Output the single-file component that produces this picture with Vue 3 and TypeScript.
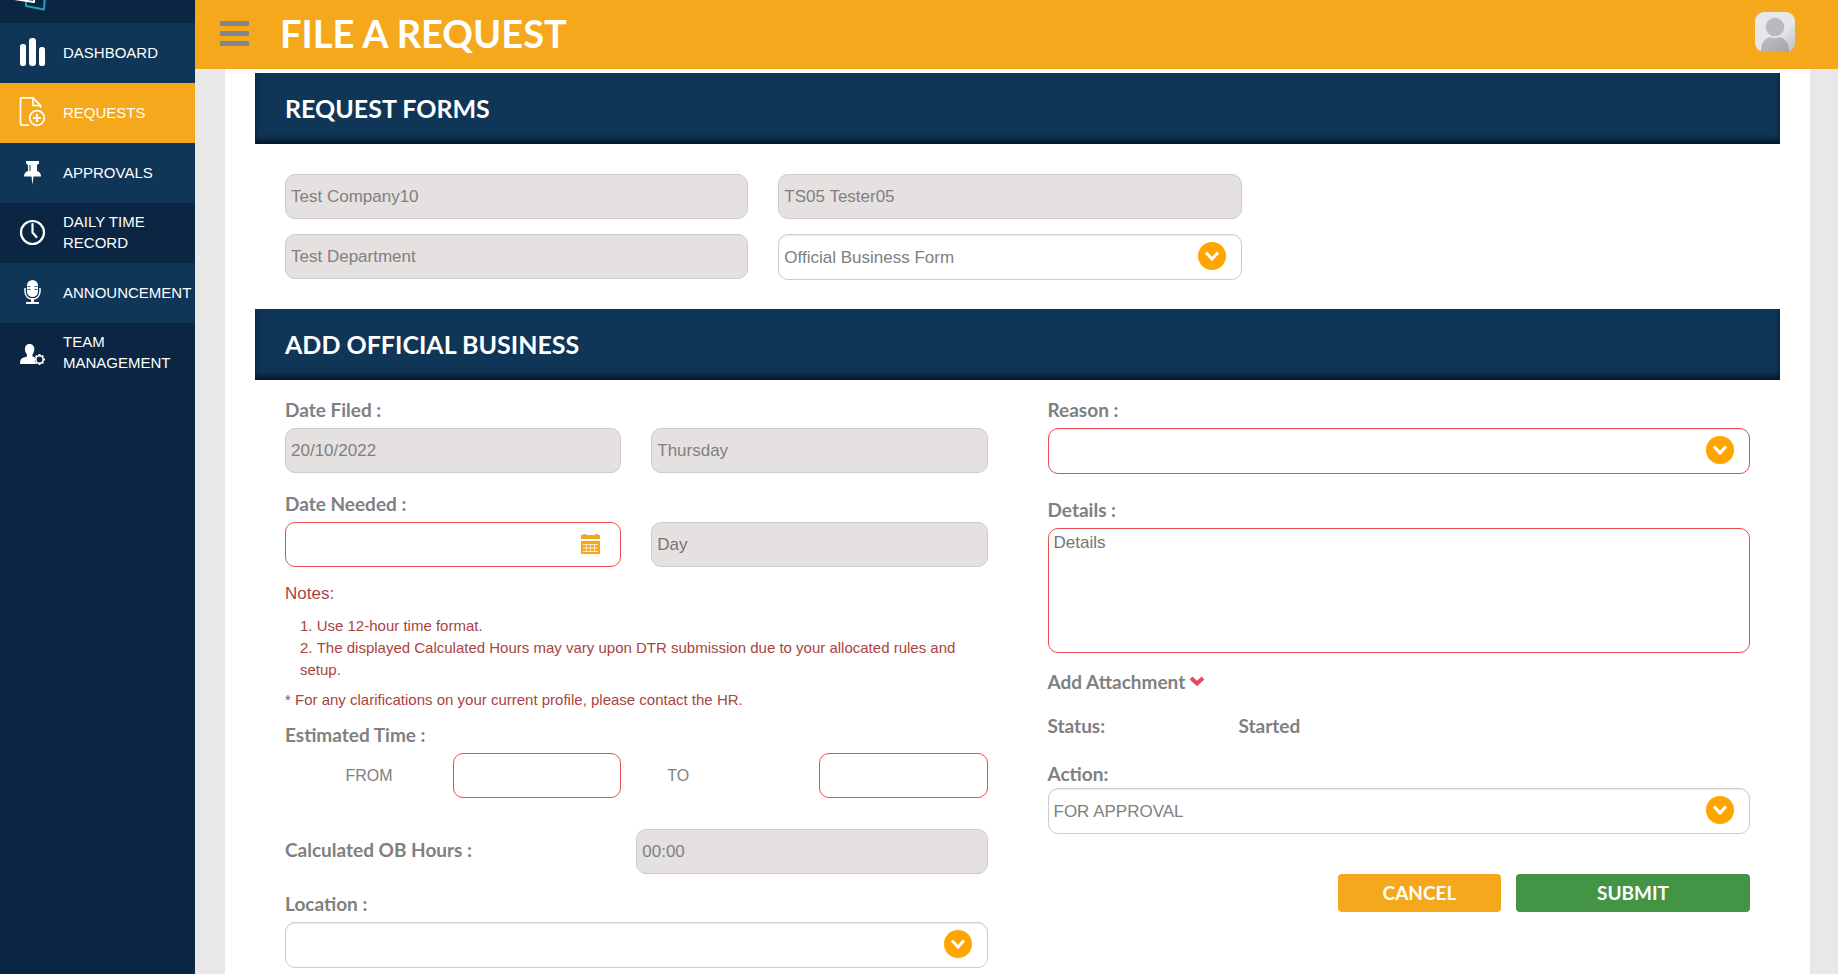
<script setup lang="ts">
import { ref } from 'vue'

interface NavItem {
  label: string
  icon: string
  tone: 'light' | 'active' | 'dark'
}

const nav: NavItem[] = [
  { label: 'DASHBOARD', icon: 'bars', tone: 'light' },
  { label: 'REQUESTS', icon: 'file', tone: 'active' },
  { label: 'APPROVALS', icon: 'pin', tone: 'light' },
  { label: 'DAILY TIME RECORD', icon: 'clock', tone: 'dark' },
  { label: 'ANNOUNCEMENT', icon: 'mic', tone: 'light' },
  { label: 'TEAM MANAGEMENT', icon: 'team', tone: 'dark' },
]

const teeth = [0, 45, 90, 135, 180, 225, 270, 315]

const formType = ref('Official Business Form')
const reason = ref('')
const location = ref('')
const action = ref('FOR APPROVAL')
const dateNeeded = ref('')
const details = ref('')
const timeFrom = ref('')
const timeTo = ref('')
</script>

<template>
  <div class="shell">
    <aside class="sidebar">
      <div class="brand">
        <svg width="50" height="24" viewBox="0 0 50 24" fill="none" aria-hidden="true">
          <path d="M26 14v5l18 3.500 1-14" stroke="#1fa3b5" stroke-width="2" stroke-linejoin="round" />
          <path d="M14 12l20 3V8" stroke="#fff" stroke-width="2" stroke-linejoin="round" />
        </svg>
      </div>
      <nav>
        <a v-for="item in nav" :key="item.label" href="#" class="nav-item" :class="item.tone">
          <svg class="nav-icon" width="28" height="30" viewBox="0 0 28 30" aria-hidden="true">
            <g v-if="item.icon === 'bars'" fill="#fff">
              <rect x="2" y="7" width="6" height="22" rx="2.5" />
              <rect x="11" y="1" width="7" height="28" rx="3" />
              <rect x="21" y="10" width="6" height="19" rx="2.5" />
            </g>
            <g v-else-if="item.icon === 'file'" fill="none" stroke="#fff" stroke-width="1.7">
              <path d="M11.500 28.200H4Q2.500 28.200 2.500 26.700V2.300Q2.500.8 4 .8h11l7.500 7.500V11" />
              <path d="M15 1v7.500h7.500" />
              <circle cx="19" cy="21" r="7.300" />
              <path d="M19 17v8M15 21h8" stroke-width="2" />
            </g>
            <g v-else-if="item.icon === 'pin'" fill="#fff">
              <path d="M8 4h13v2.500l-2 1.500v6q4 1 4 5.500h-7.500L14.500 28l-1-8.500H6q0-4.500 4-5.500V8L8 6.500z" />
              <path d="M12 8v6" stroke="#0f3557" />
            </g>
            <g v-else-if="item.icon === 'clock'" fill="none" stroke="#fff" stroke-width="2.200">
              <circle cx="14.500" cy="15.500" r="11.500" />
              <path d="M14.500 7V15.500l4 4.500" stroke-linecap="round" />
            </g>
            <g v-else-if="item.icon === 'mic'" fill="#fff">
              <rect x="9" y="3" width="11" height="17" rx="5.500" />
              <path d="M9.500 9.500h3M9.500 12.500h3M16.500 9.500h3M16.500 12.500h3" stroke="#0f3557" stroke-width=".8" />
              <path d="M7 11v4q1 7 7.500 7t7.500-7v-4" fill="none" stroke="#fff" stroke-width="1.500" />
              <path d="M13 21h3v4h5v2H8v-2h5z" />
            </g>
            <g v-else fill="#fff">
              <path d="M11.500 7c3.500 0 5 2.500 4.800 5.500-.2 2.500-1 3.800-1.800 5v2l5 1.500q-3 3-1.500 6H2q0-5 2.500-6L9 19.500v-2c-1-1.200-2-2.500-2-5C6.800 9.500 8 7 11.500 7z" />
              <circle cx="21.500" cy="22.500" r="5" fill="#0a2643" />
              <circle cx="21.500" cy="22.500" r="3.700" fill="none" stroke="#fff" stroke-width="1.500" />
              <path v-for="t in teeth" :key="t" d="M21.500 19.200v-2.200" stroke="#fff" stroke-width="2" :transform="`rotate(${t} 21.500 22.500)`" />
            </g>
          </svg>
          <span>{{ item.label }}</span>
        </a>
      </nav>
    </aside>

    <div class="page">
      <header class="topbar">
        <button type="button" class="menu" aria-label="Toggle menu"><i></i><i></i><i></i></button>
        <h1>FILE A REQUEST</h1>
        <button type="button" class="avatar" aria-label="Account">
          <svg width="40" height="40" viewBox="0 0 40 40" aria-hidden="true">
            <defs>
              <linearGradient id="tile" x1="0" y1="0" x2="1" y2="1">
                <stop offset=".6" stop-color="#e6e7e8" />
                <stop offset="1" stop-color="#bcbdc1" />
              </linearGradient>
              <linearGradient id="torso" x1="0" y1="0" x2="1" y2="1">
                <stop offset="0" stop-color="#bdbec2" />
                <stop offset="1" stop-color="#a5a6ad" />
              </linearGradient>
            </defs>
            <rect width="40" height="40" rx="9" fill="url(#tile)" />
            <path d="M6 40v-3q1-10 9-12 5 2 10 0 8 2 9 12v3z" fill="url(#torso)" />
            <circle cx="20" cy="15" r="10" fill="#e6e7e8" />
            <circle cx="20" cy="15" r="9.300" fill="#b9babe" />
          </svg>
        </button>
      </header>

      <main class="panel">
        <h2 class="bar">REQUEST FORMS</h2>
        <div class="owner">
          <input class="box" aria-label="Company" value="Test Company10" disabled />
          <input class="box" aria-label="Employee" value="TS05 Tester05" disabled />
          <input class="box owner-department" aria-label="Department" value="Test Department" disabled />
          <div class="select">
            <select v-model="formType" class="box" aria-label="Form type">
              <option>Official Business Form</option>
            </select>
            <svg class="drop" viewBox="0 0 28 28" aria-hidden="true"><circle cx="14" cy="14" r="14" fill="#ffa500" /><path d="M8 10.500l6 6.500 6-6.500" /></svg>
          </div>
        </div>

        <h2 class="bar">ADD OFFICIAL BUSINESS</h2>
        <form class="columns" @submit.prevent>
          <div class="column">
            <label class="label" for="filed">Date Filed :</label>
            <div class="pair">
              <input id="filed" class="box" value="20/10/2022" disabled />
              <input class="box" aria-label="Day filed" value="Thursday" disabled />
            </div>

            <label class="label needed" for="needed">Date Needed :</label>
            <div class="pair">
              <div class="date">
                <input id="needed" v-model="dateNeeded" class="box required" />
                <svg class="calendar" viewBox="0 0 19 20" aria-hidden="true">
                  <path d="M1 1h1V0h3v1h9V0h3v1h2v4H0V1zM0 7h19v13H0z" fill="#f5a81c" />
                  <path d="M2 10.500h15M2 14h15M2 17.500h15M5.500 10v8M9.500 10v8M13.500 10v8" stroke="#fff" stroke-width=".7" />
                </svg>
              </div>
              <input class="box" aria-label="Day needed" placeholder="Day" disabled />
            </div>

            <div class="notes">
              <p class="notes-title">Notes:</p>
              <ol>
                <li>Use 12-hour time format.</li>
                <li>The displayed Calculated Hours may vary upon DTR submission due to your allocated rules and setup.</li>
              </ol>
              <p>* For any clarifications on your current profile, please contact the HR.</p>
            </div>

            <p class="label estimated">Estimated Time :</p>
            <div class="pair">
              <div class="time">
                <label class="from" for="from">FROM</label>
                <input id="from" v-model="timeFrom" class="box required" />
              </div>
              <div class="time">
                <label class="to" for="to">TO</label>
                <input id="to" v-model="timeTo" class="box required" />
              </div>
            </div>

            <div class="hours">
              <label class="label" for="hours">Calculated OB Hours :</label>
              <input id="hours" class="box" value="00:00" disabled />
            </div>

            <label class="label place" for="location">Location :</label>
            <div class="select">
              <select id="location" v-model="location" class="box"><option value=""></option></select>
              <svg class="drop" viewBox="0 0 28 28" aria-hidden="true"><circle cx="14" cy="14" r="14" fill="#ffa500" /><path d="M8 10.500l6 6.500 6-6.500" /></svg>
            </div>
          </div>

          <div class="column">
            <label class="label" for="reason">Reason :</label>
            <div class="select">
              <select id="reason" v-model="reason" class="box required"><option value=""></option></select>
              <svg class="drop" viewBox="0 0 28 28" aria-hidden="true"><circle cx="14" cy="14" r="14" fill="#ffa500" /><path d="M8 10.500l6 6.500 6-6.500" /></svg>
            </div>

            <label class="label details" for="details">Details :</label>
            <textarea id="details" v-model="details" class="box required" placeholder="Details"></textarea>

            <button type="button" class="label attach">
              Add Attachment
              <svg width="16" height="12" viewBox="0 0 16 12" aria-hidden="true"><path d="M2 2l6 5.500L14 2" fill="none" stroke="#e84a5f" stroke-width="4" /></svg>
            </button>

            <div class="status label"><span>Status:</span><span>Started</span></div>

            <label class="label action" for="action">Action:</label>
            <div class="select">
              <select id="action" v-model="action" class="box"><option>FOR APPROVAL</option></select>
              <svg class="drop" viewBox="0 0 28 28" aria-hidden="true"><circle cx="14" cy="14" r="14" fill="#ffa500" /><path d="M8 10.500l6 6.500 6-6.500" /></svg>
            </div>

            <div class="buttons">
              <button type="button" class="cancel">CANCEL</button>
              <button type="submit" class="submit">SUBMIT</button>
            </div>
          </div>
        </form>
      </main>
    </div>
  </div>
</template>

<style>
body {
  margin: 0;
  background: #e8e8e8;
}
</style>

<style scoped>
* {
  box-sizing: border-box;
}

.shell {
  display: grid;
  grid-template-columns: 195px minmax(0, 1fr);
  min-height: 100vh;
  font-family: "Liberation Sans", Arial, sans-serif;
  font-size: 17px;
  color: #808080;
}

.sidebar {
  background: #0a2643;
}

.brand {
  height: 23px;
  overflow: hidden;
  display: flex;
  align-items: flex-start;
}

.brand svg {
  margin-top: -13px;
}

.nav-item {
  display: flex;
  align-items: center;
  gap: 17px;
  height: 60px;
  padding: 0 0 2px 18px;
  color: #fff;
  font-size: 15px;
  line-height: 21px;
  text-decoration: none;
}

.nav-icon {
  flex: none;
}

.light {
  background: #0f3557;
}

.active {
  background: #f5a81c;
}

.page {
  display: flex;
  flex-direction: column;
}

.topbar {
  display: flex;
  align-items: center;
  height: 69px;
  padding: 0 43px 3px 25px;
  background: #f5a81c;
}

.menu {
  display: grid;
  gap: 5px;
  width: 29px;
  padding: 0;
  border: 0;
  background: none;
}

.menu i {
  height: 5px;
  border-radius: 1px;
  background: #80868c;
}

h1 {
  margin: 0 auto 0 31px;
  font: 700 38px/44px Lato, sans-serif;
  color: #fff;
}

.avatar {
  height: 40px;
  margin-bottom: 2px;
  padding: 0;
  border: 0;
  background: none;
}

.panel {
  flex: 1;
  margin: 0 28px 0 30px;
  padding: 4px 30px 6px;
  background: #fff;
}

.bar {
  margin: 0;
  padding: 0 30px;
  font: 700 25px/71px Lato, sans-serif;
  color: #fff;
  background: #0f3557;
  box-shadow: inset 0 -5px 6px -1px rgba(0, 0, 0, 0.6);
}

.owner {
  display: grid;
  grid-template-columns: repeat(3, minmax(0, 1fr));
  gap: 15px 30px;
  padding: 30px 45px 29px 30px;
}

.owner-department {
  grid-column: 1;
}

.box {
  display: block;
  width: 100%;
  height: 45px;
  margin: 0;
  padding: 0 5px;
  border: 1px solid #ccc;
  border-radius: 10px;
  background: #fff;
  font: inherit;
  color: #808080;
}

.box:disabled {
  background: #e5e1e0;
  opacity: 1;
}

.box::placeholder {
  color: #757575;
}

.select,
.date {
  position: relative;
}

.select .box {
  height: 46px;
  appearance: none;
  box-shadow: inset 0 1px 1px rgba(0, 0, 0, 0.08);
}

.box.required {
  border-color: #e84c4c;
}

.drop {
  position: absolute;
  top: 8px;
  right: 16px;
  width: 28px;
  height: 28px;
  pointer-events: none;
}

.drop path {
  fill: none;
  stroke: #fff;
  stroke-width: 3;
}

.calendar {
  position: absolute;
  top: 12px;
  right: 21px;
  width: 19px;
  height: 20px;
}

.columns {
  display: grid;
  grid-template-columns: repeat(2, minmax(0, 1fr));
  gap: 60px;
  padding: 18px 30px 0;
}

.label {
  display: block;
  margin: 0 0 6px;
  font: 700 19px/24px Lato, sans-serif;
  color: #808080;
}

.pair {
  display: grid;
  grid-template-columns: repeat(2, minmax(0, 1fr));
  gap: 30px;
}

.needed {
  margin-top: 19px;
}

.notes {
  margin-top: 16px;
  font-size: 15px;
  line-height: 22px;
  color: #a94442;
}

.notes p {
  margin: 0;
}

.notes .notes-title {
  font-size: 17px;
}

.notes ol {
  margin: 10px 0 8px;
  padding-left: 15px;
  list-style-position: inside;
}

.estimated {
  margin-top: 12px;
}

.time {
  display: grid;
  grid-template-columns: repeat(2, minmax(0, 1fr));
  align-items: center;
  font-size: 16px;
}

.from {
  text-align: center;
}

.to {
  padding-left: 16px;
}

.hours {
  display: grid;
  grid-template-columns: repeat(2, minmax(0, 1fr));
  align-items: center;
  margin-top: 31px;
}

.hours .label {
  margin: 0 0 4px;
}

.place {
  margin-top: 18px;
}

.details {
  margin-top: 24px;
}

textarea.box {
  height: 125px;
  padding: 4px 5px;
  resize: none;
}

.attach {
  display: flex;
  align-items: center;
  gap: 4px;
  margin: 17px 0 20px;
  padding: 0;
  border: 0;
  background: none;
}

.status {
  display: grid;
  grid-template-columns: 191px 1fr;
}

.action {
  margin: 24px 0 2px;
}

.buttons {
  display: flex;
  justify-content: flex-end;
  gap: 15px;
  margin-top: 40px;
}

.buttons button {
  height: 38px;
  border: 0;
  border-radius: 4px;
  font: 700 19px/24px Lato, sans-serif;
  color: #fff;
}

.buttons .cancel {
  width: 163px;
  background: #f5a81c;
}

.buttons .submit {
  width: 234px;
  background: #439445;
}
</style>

Your objective
Please restate the material above line by line, exactly, beginning at its first line and ending with the line that contains "const teeth = [0, 45, 90, 135, 180, 225, 270, 315]", without any pictures.

Solved problem
Output the single-file component that produces this picture with Vue 3 and TypeScript.
<script setup lang="ts">
import { ref } from 'vue'

interface NavItem {
  label: string
  icon: string
  tone: 'light' | 'active' | 'dark'
}

const nav: NavItem[] = [
  { label: 'DASHBOARD', icon: 'bars', tone: 'light' },
  { label: 'REQUESTS', icon: 'file', tone: 'active' },
  { label: 'APPROVALS', icon: 'pin', tone: 'light' },
  { label: 'DAILY TIME RECORD', icon: 'clock', tone: 'dark' },
  { label: 'ANNOUNCEMENT', icon: 'mic', tone: 'light' },
  { label: 'TEAM MANAGEMENT', icon: 'team', tone: 'dark' },
]

const teeth = [0, 45, 90, 135, 180, 225, 270, 315]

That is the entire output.